Following these attacks, the police, military and other authorities left the area and state institutions ceased to function, according to Dicko. Many of the commune’s citizens followed shortly after, with just a minority of residents staying behind.
“I am angry that we have been living without local authorities for two years. They really don’t want to address the terrorists,” Dicko said. “[The people] feel like they’ve been abandoned.”
An impoverished country of some 20 million people, Burkina Faso is one of several West African states in recent years to have been gripped by escalating violence that has spread across the western portion of the Sahel region.
Last year, clashes between government forces, bandits and armed groups linked to ISIL and al-Qaeda led to more than 2,000 deaths in Burkina Faso. More than one million Burkinabe people have been displaced by the conflict.

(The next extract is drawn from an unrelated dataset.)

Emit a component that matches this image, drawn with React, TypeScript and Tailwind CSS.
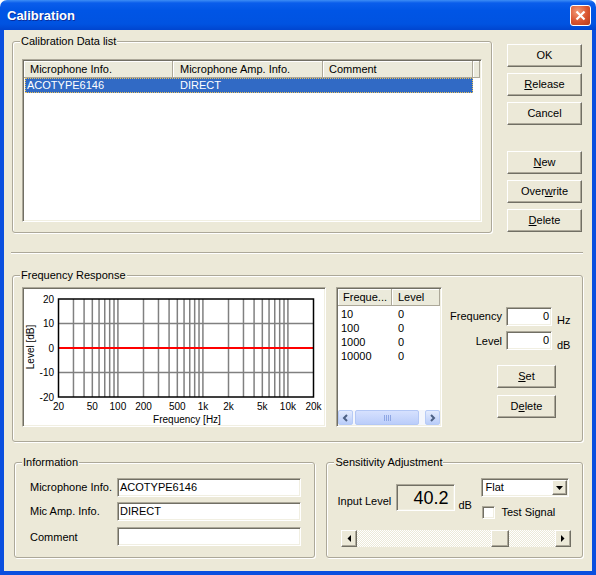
import React from 'react';

// classic 3D edges used all over the dialog
const sunken =
  'border border-t-[#ACA899] border-l-[#ACA899] border-r-white border-b-white p-px shadow-[inset_1px_1px_0_#716F64,inset_-1px_-1px_0_#F1EFE2]';
const raised =
  'border border-t-white border-l-white border-r-[#716F64] border-b-[#716F64] bg-[#ECE9D8] shadow-[inset_-1px_-1px_0_#ACA899]';
const headCell =
  'flex h-full items-center border-r border-b border-[#ACA899] bg-[#EBEADB] shadow-[inset_1px_1px_0_#fff]';

function Btn({ children, className = '' }: { children: React.ReactNode; className?: string }) {
  return (
    <button
      type="button"
      className={`${raised} flex h-[23px] items-center justify-center text-[11px] leading-none text-black ${className}`}
    >
      {children}
    </button>
  );
}

function Group({
  label,
  className = '',
  children,
}: {
  label: string;
  className?: string;
  children?: React.ReactNode;
}) {
  return (
    <div
      className={`relative rounded-[3px] border border-[#ACA899] shadow-[inset_1px_1px_0_#fff,1px_1px_0_#fff] ${className}`}
    >
      <span className="absolute left-[7px] top-[-7px] bg-[#ECE9D8] px-px text-[11px] leading-[13px]">
        {label}
      </span>
      {children}
    </div>
  );
}

function ListView() {
  return (
    <div className={`${sunken} h-[163px] w-[460px] bg-white`}>
      <div className="flex h-[17px] text-[11px]">
        <div className={`${headCell} w-[149px] pl-[6px]`}>Microphone Info.</div>
        <div className={`${headCell} w-[150px] pl-[7px]`}>Microphone Amp. Info.</div>
        <div className={`${headCell} w-[150px] pl-[6px]`}>Comment</div>
        <div className={`${headCell} flex-1`} />
      </div>
      <div className="ml-px flex h-[15px] w-[448px] items-center border border-dotted border-[#E9C25A] bg-[#316AC5] text-[11px] text-white">
        <span className="w-[147px] pl-px">ACOTYPE6146</span>
        <span className="pl-[7px]">DIRECT</span>
      </div>
    </div>
  );
}

function Graph() {
  const L = 34.5;
  const R = 289.5;
  const T = 10;
  const B = 108;
  const fx = (f: number) => L + ((R - L) / 3) * Math.log10(f / 20);
  const fy = (db: number) => T + ((20 - db) * (B - T)) / 40;

  const freqs: number[] = [];
  for (const dec of [10, 100, 1000, 10000]) {
    for (let m = 1; m <= 9; m++) {
      const f = m * dec;
      if (f > 20 && f < 20000) freqs.push(f);
    }
  }
  const xLabels: [number, string][] = [
    [20, '20'],
    [50, '50'],
    [100, '100'],
    [200, '200'],
    [500, '500'],
    [1000, '1k'],
    [2000, '2k'],
    [5000, '5k'],
    [10000, '10k'],
    [20000, '20k'],
  ];

  return (
    <div className={`${sunken} h-[140px] w-[304px] bg-white`}>
      <svg width="300" height="136" viewBox="0 0 300 136" className="block">
        {freqs.map((f) => (
          <line key={f} x1={fx(f)} x2={fx(f)} y1={T} y2={B} stroke="#808080" strokeWidth="1.5" />
        ))}
        {[10, -10].map((d) => (
          <line key={d} x1={L} x2={R} y1={fy(d)} y2={fy(d)} stroke="#808080" strokeWidth="1.5" />
        ))}
        <line x1={L} x2={R} y1={fy(0)} y2={fy(0)} stroke="#FF0000" strokeWidth="2" />
        <rect x={L} y={T} width={R - L} height={B - T} fill="none" stroke="#000" strokeWidth="1.5" />
        <g fontFamily="'Liberation Sans', Arial, sans-serif" fontSize="10" fill="#000">
          {[20, 10, 0, -10, -20].map((d) => (
            <text key={d} x={30} y={fy(d) + 3.5} textAnchor="end">
              {d}
            </text>
          ))}
          {xLabels.map(([f, s]) => (
            <text key={s} x={fx(f)} y={120.5} textAnchor="middle">
              {s}
            </text>
          ))}
          <text x={163} y={134} textAnchor="middle">
            Frequency [Hz]
          </text>
          <text x={10} y={58} textAnchor="middle" transform="rotate(-90 10 58)">
            Level [dB]
          </text>
        </g>
      </svg>
    </div>
  );
}

function XpArrow({ dir }: { dir: 'l' | 'r' }) {
  return (
    <div className="flex h-full w-[15px] items-center justify-center rounded-[2px] border border-[#B7CBF6] bg-[linear-gradient(to_bottom,#E3EBFE,#BACDF9)]">
      <svg width="7" height="8" viewBox="0 0 7 8">
        <path
          d={dir === 'l' ? 'M5 1L2 4L5 7' : 'M2 1L5 4L2 7'}
          stroke="#4D6185"
          strokeWidth="2"
          fill="none"
        />
      </svg>
    </div>
  );
}

function FreqList() {
  const rows = [
    ['10', '0'],
    ['100', '0'],
    ['1000', '0'],
    ['10000', '0'],
  ];
  return (
    <div className={`${sunken} flex h-[140px] w-[106px] flex-col bg-white text-[11px]`}>
      <div className="flex h-[17px]">
        <div className={`${headCell} w-[54px] pl-[5px]`}>Freque...</div>
        <div className={`${headCell} flex-1 pl-[6px]`}>Level</div>
      </div>
      <div className="flex-1 pt-px">
        {rows.map(([f, l]) => (
          <div key={f} className="flex leading-[14px]">
            <span className="w-[54px] pl-[3px]">{f}</span>
            <span className="pl-[6px]">{l}</span>
          </div>
        ))}
      </div>
      <div className="flex h-[15px] bg-[#F4F6FC]">
        <XpArrow dir="l" />
        <div className="ml-[2px] flex w-[64px] items-center justify-center gap-px rounded-[2px] border border-[#B3C7F5] bg-[linear-gradient(to_bottom,#D6E1FE,#BBCDFA)]">
          <span className="h-[6px] w-px bg-[#8EA6E4]" />
          <span className="h-[6px] w-px bg-[#8EA6E4]" />
          <span className="h-[6px] w-px bg-[#8EA6E4]" />
          <span className="h-[6px] w-px bg-[#8EA6E4]" />
        </div>
        <div className="flex-1" />
        <XpArrow dir="r" />
      </div>
    </div>
  );
}

function Field({ value, className = '' }: { value: string; className?: string }) {
  return (
    <div className={`${sunken} flex h-[19px] items-center bg-white text-[11px] ${className}`}>{value}</div>
  );
}

function ClassicArrow({ dir }: { dir: 'l' | 'r' }) {
  return (
    <div className={`${raised} flex h-full w-[16px] items-center justify-center`}>
      <svg width="4" height="7" viewBox="0 0 4 7">
        <path d={dir === 'l' ? 'M4 0L0.5 3.5L4 7Z' : 'M0 0L3.5 3.5L0 7Z'} fill="#000" />
      </svg>
    </div>
  );
}

export default function App() {
  return (
    <div className="h-[575px] w-[596px] bg-white font-['Liberation_Sans',Arial,sans-serif] text-black">
      <div className="flex h-full flex-col">
        {/* title bar */}
        <div className="flex h-[30px] items-center justify-between rounded-t-[7px] bg-[linear-gradient(to_bottom,#3D8DF5_0%,#0A5DEB_10%,#0055E5_35%,#0053E1_80%,#0045CF_100%)] pl-[7px] pr-[5px]">
          <span className="pt-px text-[13px] font-bold text-white [text-shadow:1px_1px_0_#0B2E9E]">
            Calibration
          </span>
          <div className="flex h-[21px] w-[21px] items-center justify-center rounded-[3px] border border-white bg-[radial-gradient(circle_at_35%_30%,#F39B78,#D9542F_55%,#B63C1C)]">
            <svg width="11" height="11" viewBox="0 0 11 11">
              <path d="M1.5 1.5L9.5 9.5M9.5 1.5L1.5 9.5" stroke="#fff" strokeWidth="2.2" />
            </svg>
          </div>
        </div>

        {/* client area */}
        <div className="flex-1 border-x-4 border-b-4 border-[#0A4FDF] bg-[#ECE9D8] pl-[8px] pr-[9px] pt-[11px] text-[11px]">
          <div className="flex">
            <Group label="Calibration Data list" className="h-[192px] w-[480px] pl-[9px] pt-[17px]">
              <ListView />
            </Group>
            <div className="ml-[15px] flex w-[75px] flex-col pt-[3px]">
              <Btn>OK</Btn>
              <Btn className="mt-[6px]">
                <u>R</u>elease
              </Btn>
              <Btn className="mt-[6px]">Cancel</Btn>
              <Btn className="mt-[26px]">
                <u>N</u>ew
              </Btn>
              <Btn className="mt-[6px]">
                Over<u>w</u>rite
              </Btn>
              <Btn className="mt-[6px]">
                <u>D</u>elete
              </Btn>
            </div>
          </div>

          <div className="-ml-px mt-[19px] h-[2px] w-[572px] border-t border-b border-t-[#ACA899] border-b-white" />

          <Group label="Frequency Response" className="mt-[21px] flex h-[167px] w-[571px] pl-[9px] pt-[11px]">
            <Graph />
            <div className="ml-[10px]">
              <FreqList />
            </div>
            <div className="ml-[8px] flex flex-col">
              <div className="mt-[20px] flex h-[19px] items-start">
                <span className="mt-[3px] w-[52px] text-right leading-[13px]">Frequency</span>
                <Field value="0" className="ml-[4px] w-[46px] justify-end pr-[2px]" />
                <span className="ml-[5px] mt-[7px] leading-[13px]">Hz</span>
              </div>
              <div className="mt-[5px] flex h-[19px] items-start">
                <span className="mt-[4px] w-[52px] text-right leading-[13px]">Level</span>
                <Field value="0" className="ml-[4px] w-[46px] justify-end pr-[2px]" />
                <span className="ml-[5px] mt-[8px] leading-[13px]">dB</span>
              </div>
              <Btn className="ml-[47px] mt-[15px] w-[59px]">
                <u>S</u>et
              </Btn>
              <Btn className="ml-[47px] mt-[7px] w-[59px]">
                D<u>e</u>lete
              </Btn>
            </div>
          </Group>

          <div className="mt-[20px] flex">
            <Group label="Information" className="ml-[2px] h-[96px] w-[302px] pl-[15px] pt-[15px]">
              <div className="grid grid-cols-[87px_184px] items-center gap-y-[5px]">
                <span>Microphone Info.</span>
                <Field value="ACOTYPE6146" className="pl-[2px]" />
                <span>Mic Amp. Info.</span>
                <Field value="DIRECT" className="pl-[2px]" />
                <span className="pt-[3px]">Comment</span>
                <Field value="" className="mt-px" />
              </div>
            </Group>

            <Group label="Sensitivity Adjustment" className="ml-[11px] h-[96px] w-[257px] pl-[10px] pt-[15px]">
              <div className="flex h-[41px] items-start">
                <span className="mt-[17px] w-[59px] leading-[13px]">Input Level</span>
                <div className={`${sunken} mt-[6px] flex h-[27px] w-[59px] items-center justify-end pr-[6px] text-[18px] leading-none`}>
                  40.2
                </div>
                <span className="ml-[3px] mt-[21px] w-[23px] leading-[13px]">dB</span>
                <div className="flex flex-col">
                  <div className={`${sunken} flex h-[19px] w-[88px] bg-white`}>
                    <span className="flex-1 pl-[2px] leading-[15px]">Flat</span>
                    <div className={`${raised} flex w-[15px] items-center justify-center`}>
                      <svg width="7" height="4" viewBox="0 0 7 4">
                        <path d="M0 0H7L3.5 4Z" fill="#000" />
                      </svg>
                    </div>
                  </div>
                  <div className="mt-[9px] flex items-center">
                    <div className={`${sunken} ml-px h-[13px] w-[13px] bg-white`} />
                    <span className="ml-[6px] leading-[13px]">Test Signal</span>
                  </div>
                </div>
              </div>
              <div className="ml-[4px] mt-[11px] flex h-[17px] w-[230px]">
                <ClassicArrow dir="l" />
                <div className="flex-1 bg-[image:repeating-conic-gradient(#fff_0_25%,#ECE9D8_0_50%)] bg-[length:2px_2px]">
                  <div className={`${raised} ml-[134px] h-full w-[18px]`} />
                </div>
                <ClassicArrow dir="r" />
              </div>
            </Group>
          </div>
        </div>
      </div>
    </div>
  );
}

Burkina Faso’s National Independent Electoral Commission (CENI) has said that anyone who registered to vote in the 2015 election, won by President Roch Marc Christian Kabore, will still be able to vote in the upcoming polls. Some internally displaced people (IDPs) have also been able to register in IDP camps or host communities where they are seeking refuge.

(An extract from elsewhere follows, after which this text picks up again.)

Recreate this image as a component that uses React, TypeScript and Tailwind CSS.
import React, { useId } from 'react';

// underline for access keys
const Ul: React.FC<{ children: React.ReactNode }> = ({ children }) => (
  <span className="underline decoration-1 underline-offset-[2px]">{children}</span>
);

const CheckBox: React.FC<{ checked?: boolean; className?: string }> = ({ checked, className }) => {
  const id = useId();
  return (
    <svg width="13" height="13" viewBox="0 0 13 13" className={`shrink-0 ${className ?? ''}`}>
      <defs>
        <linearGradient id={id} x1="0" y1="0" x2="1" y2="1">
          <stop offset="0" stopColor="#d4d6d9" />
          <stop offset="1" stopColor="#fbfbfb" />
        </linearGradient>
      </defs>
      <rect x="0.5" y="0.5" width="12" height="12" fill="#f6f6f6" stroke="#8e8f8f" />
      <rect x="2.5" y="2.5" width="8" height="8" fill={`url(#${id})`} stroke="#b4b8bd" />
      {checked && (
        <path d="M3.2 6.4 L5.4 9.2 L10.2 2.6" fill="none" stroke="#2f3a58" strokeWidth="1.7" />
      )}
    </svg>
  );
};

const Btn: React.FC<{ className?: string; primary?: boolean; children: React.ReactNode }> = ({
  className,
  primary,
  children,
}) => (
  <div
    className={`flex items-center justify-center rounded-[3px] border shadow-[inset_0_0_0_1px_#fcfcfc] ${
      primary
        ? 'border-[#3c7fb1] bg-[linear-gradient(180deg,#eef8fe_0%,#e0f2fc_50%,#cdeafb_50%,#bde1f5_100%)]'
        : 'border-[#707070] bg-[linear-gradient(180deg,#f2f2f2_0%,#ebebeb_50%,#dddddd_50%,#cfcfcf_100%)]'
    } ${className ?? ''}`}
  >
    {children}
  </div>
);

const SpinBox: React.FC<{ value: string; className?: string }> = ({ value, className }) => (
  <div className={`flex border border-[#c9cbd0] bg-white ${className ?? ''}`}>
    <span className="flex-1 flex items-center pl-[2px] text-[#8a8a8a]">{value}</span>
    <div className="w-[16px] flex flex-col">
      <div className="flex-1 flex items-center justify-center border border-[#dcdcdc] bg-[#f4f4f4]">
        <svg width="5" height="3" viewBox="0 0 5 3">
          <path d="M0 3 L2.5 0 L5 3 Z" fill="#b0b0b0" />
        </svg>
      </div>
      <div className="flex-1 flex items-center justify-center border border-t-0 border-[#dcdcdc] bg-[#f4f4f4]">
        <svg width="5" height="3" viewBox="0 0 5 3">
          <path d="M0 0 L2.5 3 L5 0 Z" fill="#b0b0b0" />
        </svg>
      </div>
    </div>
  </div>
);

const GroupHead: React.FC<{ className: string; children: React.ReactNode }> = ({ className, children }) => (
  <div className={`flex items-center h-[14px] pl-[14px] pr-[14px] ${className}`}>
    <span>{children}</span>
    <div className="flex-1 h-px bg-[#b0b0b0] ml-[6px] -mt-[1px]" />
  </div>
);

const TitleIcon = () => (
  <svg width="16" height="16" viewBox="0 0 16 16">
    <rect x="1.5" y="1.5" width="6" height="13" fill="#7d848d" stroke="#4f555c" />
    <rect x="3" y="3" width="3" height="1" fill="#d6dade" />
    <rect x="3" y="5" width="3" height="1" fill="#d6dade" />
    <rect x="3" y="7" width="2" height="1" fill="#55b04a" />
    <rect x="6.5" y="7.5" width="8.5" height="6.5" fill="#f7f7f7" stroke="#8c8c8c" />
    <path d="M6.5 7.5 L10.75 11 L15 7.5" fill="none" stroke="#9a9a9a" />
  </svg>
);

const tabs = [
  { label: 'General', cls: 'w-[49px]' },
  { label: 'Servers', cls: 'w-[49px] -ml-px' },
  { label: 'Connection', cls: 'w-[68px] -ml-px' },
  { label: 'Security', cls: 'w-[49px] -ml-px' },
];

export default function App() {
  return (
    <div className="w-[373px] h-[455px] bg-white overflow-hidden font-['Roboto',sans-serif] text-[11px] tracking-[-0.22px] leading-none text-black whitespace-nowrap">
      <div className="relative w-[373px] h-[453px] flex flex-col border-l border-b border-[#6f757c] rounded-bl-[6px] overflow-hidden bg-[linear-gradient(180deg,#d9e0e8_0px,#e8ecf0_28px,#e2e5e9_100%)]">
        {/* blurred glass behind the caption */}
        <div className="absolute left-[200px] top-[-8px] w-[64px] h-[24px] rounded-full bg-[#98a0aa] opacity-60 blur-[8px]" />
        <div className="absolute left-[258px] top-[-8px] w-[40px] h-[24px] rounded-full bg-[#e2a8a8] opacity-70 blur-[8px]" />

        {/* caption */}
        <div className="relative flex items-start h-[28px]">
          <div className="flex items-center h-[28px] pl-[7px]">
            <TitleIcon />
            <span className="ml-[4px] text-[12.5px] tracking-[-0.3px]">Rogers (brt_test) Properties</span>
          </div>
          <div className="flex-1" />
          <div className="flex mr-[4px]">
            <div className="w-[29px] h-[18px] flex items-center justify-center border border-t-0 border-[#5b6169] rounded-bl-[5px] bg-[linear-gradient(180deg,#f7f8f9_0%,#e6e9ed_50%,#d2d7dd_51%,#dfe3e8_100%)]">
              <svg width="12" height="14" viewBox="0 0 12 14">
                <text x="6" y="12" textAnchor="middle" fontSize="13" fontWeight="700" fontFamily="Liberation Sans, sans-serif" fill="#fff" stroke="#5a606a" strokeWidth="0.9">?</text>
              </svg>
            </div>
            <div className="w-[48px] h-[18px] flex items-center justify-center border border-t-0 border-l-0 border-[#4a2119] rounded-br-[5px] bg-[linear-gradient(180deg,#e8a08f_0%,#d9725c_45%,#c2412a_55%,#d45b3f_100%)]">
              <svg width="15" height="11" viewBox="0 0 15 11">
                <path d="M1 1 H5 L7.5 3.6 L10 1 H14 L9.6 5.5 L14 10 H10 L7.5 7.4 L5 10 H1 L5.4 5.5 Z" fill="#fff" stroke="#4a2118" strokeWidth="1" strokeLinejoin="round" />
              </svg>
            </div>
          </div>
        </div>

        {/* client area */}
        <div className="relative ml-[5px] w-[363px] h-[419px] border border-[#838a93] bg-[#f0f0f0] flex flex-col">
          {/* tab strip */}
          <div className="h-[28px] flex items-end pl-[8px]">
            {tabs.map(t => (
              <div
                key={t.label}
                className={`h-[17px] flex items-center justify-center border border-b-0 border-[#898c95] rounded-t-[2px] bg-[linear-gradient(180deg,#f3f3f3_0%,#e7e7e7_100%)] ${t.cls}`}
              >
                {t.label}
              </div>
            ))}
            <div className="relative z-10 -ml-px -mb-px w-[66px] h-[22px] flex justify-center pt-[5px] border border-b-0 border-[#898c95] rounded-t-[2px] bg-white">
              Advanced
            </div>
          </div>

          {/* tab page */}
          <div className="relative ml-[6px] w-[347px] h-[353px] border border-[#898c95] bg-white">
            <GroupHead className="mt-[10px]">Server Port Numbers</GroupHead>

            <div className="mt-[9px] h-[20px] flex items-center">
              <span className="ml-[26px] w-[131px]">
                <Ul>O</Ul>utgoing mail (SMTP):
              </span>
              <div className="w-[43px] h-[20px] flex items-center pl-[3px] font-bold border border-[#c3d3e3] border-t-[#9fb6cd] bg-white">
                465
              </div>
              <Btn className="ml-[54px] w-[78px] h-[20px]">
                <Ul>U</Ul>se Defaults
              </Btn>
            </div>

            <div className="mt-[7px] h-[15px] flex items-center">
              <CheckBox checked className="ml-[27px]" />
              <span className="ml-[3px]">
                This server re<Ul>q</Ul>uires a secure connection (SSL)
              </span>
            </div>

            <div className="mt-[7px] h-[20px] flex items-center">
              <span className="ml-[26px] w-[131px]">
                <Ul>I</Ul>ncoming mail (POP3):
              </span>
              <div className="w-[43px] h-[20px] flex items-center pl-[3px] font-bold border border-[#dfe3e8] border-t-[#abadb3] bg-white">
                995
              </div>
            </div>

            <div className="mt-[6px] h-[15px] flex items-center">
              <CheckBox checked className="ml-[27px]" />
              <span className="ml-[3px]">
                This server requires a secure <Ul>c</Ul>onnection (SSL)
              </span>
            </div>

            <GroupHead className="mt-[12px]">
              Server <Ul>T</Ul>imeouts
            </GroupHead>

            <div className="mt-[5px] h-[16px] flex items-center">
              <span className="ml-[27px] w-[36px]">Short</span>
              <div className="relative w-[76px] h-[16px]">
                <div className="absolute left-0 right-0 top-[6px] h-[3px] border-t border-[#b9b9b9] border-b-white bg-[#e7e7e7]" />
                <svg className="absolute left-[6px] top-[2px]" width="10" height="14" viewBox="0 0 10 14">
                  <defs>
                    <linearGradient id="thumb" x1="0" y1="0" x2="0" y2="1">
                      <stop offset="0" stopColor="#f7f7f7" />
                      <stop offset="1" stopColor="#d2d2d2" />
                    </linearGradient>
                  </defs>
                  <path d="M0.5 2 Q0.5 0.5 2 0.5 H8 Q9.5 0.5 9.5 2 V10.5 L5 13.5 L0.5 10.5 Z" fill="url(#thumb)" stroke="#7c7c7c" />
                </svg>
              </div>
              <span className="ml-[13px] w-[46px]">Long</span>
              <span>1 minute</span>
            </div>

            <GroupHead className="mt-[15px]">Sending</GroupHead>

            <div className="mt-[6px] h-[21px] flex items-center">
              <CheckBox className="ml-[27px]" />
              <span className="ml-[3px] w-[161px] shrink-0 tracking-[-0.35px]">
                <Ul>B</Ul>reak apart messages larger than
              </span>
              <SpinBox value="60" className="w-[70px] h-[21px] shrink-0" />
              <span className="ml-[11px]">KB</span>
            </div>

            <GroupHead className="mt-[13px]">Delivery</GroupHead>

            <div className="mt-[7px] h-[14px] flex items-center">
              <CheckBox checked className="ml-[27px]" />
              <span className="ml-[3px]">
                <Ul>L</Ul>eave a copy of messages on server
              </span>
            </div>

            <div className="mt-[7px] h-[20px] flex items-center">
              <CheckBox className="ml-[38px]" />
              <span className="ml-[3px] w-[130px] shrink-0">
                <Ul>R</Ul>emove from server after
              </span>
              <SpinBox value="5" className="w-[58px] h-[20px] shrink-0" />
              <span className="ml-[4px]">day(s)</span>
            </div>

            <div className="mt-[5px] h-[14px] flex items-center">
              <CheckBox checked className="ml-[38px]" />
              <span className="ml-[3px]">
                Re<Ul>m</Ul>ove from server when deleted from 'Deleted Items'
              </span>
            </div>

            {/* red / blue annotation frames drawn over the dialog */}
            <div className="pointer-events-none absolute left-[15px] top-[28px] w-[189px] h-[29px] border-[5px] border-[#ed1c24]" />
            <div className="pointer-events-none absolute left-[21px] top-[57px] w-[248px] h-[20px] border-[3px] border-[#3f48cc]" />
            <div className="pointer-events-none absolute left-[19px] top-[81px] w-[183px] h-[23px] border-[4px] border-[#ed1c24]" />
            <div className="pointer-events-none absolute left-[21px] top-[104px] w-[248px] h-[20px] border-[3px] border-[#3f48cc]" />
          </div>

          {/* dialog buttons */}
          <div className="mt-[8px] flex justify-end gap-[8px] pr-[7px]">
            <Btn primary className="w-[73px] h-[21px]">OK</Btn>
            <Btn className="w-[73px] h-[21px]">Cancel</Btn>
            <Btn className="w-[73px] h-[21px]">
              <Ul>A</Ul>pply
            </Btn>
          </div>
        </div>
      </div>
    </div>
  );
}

Following the end of the voter registration period on July 17, CENI said more than 2.3 million people were added to the electoral register but a total of 417,465 was left out. Some 5.5 million voters were already on the list.
It is not clear whether some of these people left out were able to register elsewhere or were already on the electoral roll. Several IDPs who spoke to Al Jazeera said they had left their electoral cards behind while fleeing and have been unable to obtain new ones. Al Jazeera made repeated requests to CENI for a list of the settlements where voter registration did not take place. It was unable to provide the information, which is supposed to be publicly available.
According to the law brought in on August 25, polling may also not be held on election day in some areas, depending on the security situation.
For those who fled the villages in Dicko’s commune, it was unclear where they were able to register to vote and, on election day, whether they will be voting for an MP in their home villages or in the city of Fada, where many are now living. Attempts by Al Jazeera to clarify these points with the government’s communications ministry were met with no response.
Despite the absence of an official list, the areas cut out of voter registration are mostly in the north and east of the country where bouts of violence have frequently broken out. The country’s military and the French forces stationed there have struggled to contain the violence, while rights groups have accused Burkinabe troops of committing human rights violations during their operations.
“I think the government could have done a lot more to avoid being in this situation in the first place,” Alex Thurston, assistant professor of political science at the University of Cincinnati and an expert on the Sahel, told Al Jazeera. “Curtailing security force abuses would have helped. But, now that the insecurity is so bad, they have limited options vis-a-vis the elections.”
While analysts say the lack of registration, and likely, voting, may be merited in some areas because of the security situation, this scenario may work in favour of the incumbent government.
Opinion polls suggest most in Burkina Faso are dissatisfied with the government’s ability to maintain security – and this is likely to be at its most acute in the areas excluded from voting. “I think the government gains a political advantage by default, but I don’t think Kabore wanted this situation,” Thurston said.
Judd Devermont, director of the Africa Program at the Center for Strategic and International Studies (CSIS), a Washington-based think-tank, said that although there will likely be disillusionment among voters cut out of the democratic process, the new law on voter registration and polling was passed with the opposition’s backing.
“Burkina Faso faces a tough trade-off between democratic practices and legitimate security considerations. There is no right answer, only a question of good or bad process,” Devermont said. “In the case of Burkina Faso, the ruling party and the opposition reached a compromise on the electoral law, resulting in overwhelming support in the legislature. While some civil society have objected, the intraparty consensus is essential.”
The worry is, those objections might play into the hands of “terrorists” and other armed groups. “The absence of voting in as many as five of Burkina Faso’s 13 regions will increase the grievances of many Burkinabe in the affected areas and may provide more fodder for recruitment by extremist groups,” Devermont added.
However those in Burkina Faso react to the outcome of the election, Thurston said the international community will likely accept the result, regardless.
“The international community tends to see Sahelian elections as less consequential than elections elsewhere. Implementing an institutional framework for democracy is just not a high priority for them right now. They’re more focused on countering terror,” he said.
“Even if substantial swaths of the population can’t vote; even if the displaced can’t vote; even if there are real irregularities and issues, I think France, the United States, ECOWAS [the west African political bloc] and others will accept the result,” added Thurston. “Domestically though, it’s harder to say.”
As for Dicko, he is not only concerned by the lack of democratic process in his commune. He also fears for the lives of the people there, not just because of “terrorists”, but also the Burkina Faso Defense and Security Forces (FDS).
He claims that both “terrorists” and the FDS have killed innocent people in the commune. Al Jazeera has been unable to verify these claims, although the FDS is reported to have carried out extrajudicial killings in areas around Dicko’s commune by human rights groups.
“I want the government to change its way of managing things,” Dicko said. “What is said by politicians in the city is not done in the villages.”